▶ Brief
Your task is to transcribe all of the data below exactly, omitting the images.

[BEGIN]

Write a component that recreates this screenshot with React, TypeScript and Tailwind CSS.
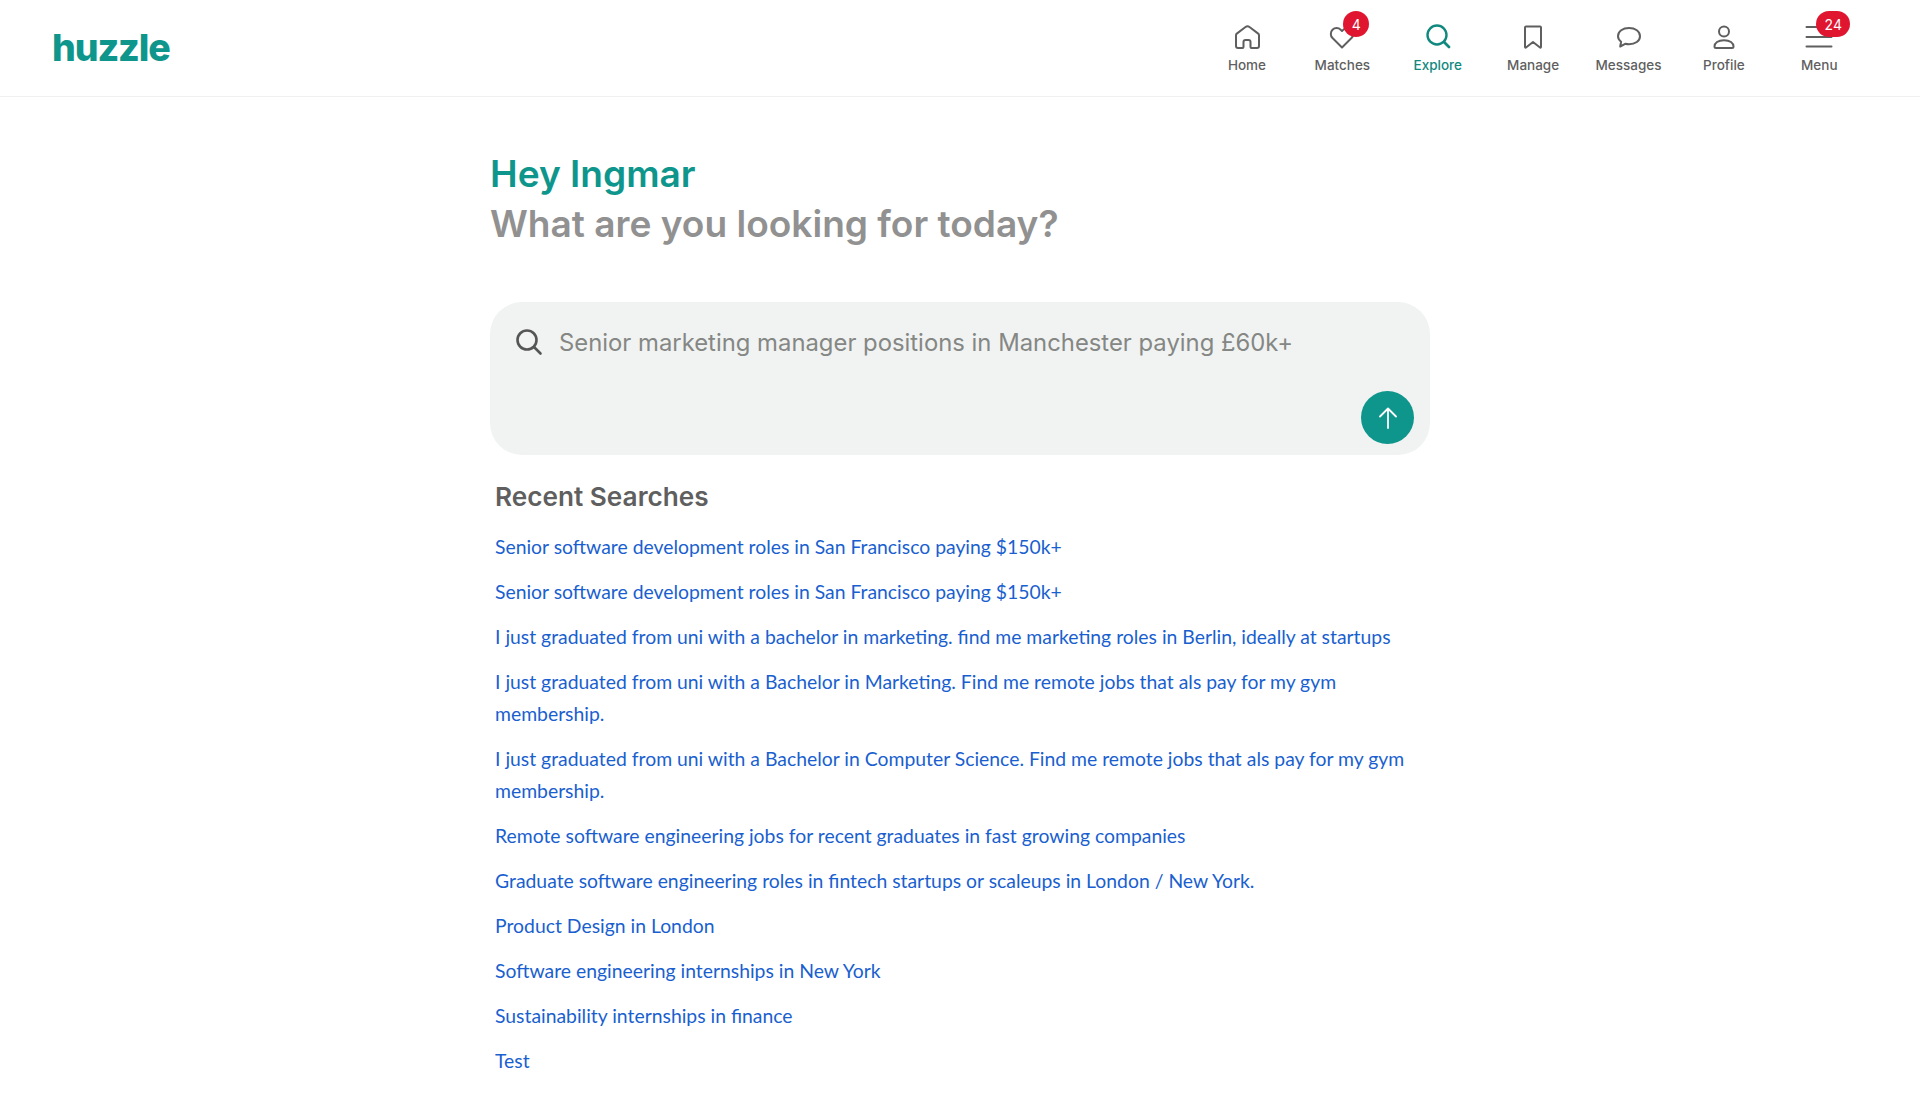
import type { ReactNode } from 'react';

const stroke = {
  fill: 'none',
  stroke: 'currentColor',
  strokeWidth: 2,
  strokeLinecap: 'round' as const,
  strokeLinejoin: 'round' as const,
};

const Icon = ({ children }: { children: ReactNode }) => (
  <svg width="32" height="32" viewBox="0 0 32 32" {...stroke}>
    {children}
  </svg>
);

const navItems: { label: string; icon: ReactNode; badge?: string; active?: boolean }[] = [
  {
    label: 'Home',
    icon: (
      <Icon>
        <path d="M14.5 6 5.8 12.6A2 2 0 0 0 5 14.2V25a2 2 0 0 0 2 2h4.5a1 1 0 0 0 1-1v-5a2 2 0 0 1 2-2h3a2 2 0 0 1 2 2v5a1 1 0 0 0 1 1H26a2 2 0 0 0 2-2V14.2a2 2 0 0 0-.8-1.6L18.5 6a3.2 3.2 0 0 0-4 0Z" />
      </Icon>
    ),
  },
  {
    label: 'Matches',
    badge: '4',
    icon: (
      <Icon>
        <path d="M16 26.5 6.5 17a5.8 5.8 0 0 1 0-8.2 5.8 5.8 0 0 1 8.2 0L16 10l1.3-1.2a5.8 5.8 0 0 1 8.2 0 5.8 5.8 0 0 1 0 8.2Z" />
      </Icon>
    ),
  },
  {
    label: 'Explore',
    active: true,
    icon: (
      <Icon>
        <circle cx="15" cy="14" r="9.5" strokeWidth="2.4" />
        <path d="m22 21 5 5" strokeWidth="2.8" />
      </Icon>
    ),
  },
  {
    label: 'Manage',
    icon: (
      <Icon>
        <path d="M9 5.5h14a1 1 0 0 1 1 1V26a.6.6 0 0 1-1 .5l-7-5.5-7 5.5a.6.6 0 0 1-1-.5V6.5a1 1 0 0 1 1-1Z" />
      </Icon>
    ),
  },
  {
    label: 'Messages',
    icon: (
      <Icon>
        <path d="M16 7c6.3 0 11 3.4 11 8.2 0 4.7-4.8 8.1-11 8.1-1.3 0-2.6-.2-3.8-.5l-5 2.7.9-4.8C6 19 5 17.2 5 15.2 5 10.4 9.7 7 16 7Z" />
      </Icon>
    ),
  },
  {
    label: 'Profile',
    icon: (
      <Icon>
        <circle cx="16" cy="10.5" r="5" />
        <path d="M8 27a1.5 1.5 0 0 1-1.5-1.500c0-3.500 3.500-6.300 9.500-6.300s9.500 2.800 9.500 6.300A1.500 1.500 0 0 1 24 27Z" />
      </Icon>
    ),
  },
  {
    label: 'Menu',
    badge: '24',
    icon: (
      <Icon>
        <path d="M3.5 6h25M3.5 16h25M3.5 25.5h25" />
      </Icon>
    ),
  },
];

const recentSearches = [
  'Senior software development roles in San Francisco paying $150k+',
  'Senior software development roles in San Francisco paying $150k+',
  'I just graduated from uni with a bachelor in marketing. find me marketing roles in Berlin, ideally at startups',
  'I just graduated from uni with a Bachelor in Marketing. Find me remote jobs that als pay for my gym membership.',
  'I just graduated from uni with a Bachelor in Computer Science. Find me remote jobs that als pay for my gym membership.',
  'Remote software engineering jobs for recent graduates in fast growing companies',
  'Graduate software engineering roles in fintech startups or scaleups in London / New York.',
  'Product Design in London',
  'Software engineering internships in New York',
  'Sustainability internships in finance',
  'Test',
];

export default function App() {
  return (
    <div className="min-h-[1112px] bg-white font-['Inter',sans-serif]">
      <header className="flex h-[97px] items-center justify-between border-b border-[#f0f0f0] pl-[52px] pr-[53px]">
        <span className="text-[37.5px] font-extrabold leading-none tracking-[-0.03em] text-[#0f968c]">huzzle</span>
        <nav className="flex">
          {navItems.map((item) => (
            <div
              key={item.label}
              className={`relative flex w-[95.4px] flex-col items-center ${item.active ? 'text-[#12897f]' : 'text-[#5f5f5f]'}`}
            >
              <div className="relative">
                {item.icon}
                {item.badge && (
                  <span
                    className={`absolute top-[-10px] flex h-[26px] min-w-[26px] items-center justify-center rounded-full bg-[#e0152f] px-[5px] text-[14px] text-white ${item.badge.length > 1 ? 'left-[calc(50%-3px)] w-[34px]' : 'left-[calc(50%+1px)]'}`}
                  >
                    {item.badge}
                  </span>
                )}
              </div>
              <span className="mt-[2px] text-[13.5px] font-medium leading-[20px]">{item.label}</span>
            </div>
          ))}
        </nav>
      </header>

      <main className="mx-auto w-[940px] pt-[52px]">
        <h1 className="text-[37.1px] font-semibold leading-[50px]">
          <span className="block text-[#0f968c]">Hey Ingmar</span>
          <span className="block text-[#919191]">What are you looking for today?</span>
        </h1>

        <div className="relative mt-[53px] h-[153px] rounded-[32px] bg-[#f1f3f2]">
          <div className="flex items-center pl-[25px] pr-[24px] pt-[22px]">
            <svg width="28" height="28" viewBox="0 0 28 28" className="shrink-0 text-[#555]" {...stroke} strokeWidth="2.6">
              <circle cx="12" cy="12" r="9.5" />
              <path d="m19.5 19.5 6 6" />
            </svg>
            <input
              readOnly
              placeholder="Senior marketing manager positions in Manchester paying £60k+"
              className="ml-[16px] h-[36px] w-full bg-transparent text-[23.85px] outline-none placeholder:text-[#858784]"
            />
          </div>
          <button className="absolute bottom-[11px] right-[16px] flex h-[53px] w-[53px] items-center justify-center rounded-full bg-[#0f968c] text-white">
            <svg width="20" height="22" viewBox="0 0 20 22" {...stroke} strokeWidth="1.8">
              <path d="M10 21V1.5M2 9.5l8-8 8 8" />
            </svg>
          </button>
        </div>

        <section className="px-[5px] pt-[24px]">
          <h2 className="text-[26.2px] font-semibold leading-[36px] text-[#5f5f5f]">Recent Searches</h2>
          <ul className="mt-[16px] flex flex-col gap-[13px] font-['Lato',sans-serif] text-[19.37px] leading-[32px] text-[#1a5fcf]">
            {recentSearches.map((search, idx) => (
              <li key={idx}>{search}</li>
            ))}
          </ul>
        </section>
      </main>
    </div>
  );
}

[END]

▶ Task solution
Write a component that recreates this screenshot with React, TypeScript and Tailwind CSS.
import type { ReactNode } from 'react';

const stroke = {
  fill: 'none',
  stroke: 'currentColor',
  strokeWidth: 2,
  strokeLinecap: 'round' as const,
  strokeLinejoin: 'round' as const,
};

const Icon = ({ children }: { children: ReactNode }) => (
  <svg width="32" height="32" viewBox="0 0 32 32" {...stroke}>
    {children}
  </svg>
);

const navItems: { label: string; icon: ReactNode; badge?: string; active?: boolean }[] = [
  {
    label: 'Home',
    icon: (
      <Icon>
        <path d="M14.5 6 5.8 12.6A2 2 0 0 0 5 14.2V25a2 2 0 0 0 2 2h4.5a1 1 0 0 0 1-1v-5a2 2 0 0 1 2-2h3a2 2 0 0 1 2 2v5a1 1 0 0 0 1 1H26a2 2 0 0 0 2-2V14.2a2 2 0 0 0-.8-1.6L18.5 6a3.2 3.2 0 0 0-4 0Z" />
      </Icon>
    ),
  },
  {
    label: 'Matches',
    badge: '4',
    icon: (
      <Icon>
        <path d="M16 26.5 6.5 17a5.8 5.8 0 0 1 0-8.2 5.8 5.8 0 0 1 8.2 0L16 10l1.3-1.2a5.8 5.8 0 0 1 8.2 0 5.8 5.8 0 0 1 0 8.2Z" />
      </Icon>
    ),
  },
  {
    label: 'Explore',
    active: true,
    icon: (
      <Icon>
        <circle cx="15" cy="14" r="9.5" strokeWidth="2.4" />
        <path d="m22 21 5 5" strokeWidth="2.8" />
      </Icon>
    ),
  },
  {
    label: 'Manage',
    icon: (
      <Icon>
        <path d="M9 5.5h14a1 1 0 0 1 1 1V26a.6.6 0 0 1-1 .5l-7-5.5-7 5.5a.6.6 0 0 1-1-.5V6.5a1 1 0 0 1 1-1Z" />
      </Icon>
    ),
  },
  {
    label: 'Messages',
    icon: (
      <Icon>
        <path d="M16 7c6.3 0 11 3.4 11 8.2 0 4.7-4.8 8.1-11 8.1-1.3 0-2.6-.2-3.8-.5l-5 2.7.9-4.8C6 19 5 17.2 5 15.2 5 10.4 9.7 7 16 7Z" />
      </Icon>
    ),
  },
  {
    label: 'Profile',
    icon: (
      <Icon>
        <circle cx="16" cy="10.5" r="5" />
        <path d="M8 27a1.5 1.5 0 0 1-1.5-1.500c0-3.500 3.500-6.300 9.500-6.300s9.500 2.800 9.500 6.300A1.500 1.500 0 0 1 24 27Z" />
      </Icon>
    ),
  },
  {
    label: 'Menu',
    badge: '24',
    icon: (
      <Icon>
        <path d="M3.5 6h25M3.5 16h25M3.5 25.5h25" />
      </Icon>
    ),
  },
];

const recentSearches = [
  'Senior software development roles in San Francisco paying $150k+',
  'Senior software development roles in San Francisco paying $150k+',
  'I just graduated from uni with a bachelor in marketing. find me marketing roles in Berlin, ideally at startups',
  'I just graduated from uni with a Bachelor in Marketing. Find me remote jobs that als pay for my gym membership.',
  'I just graduated from uni with a Bachelor in Computer Science. Find me remote jobs that als pay for my gym membership.',
  'Remote software engineering jobs for recent graduates in fast growing companies',
  'Graduate software engineering roles in fintech startups or scaleups in London / New York.',
  'Product Design in London',
  'Software engineering internships in New York',
  'Sustainability internships in finance',
  'Test',
];

export default function App() {
  return (
    <div className="min-h-[1112px] bg-white font-['Inter',sans-serif]">
      <header className="flex h-[97px] items-center justify-between border-b border-[#f0f0f0] pl-[52px] pr-[53px]">
        <span className="text-[37.5px] font-extrabold leading-none tracking-[-0.03em] text-[#0f968c]">huzzle</span>
        <nav className="flex">
          {navItems.map((item) => (
            <div
              key={item.label}
              className={`relative flex w-[95.4px] flex-col items-center ${item.active ? 'text-[#12897f]' : 'text-[#5f5f5f]'}`}
            >
              <div className="relative">
                {item.icon}
                {item.badge && (
                  <span
                    className={`absolute top-[-10px] flex h-[26px] min-w-[26px] items-center justify-center rounded-full bg-[#e0152f] px-[5px] text-[14px] text-white ${item.badge.length > 1 ? 'left-[calc(50%-3px)] w-[34px]' : 'left-[calc(50%+1px)]'}`}
                  >
                    {item.badge}
                  </span>
                )}
              </div>
              <span className="mt-[2px] text-[13.5px] font-medium leading-[20px]">{item.label}</span>
            </div>
          ))}
        </nav>
      </header>

      <main className="mx-auto w-[940px] pt-[52px]">
        <h1 className="text-[37.1px] font-semibold leading-[50px]">
          <span className="block text-[#0f968c]">Hey Ingmar</span>
          <span className="block text-[#919191]">What are you looking for today?</span>
        </h1>

        <div className="relative mt-[53px] h-[153px] rounded-[32px] bg-[#f1f3f2]">
          <div className="flex items-center pl-[25px] pr-[24px] pt-[22px]">
            <svg width="28" height="28" viewBox="0 0 28 28" className="shrink-0 text-[#555]" {...stroke} strokeWidth="2.6">
              <circle cx="12" cy="12" r="9.5" />
              <path d="m19.5 19.5 6 6" />
            </svg>
            <input
              readOnly
              placeholder="Senior marketing manager positions in Manchester paying £60k+"
              className="ml-[16px] h-[36px] w-full bg-transparent text-[23.85px] outline-none placeholder:text-[#858784]"
            />
          </div>
          <button className="absolute bottom-[11px] right-[16px] flex h-[53px] w-[53px] items-center justify-center rounded-full bg-[#0f968c] text-white">
            <svg width="20" height="22" viewBox="0 0 20 22" {...stroke} strokeWidth="1.8">
              <path d="M10 21V1.5M2 9.5l8-8 8 8" />
            </svg>
          </button>
        </div>

        <section className="px-[5px] pt-[24px]">
          <h2 className="text-[26.2px] font-semibold leading-[36px] text-[#5f5f5f]">Recent Searches</h2>
          <ul className="mt-[16px] flex flex-col gap-[13px] font-['Lato',sans-serif] text-[19.37px] leading-[32px] text-[#1a5fcf]">
            {recentSearches.map((search, idx) => (
              <li key={idx}>{search}</li>
            ))}
          </ul>
        </section>
      </main>
    </div>
  );
}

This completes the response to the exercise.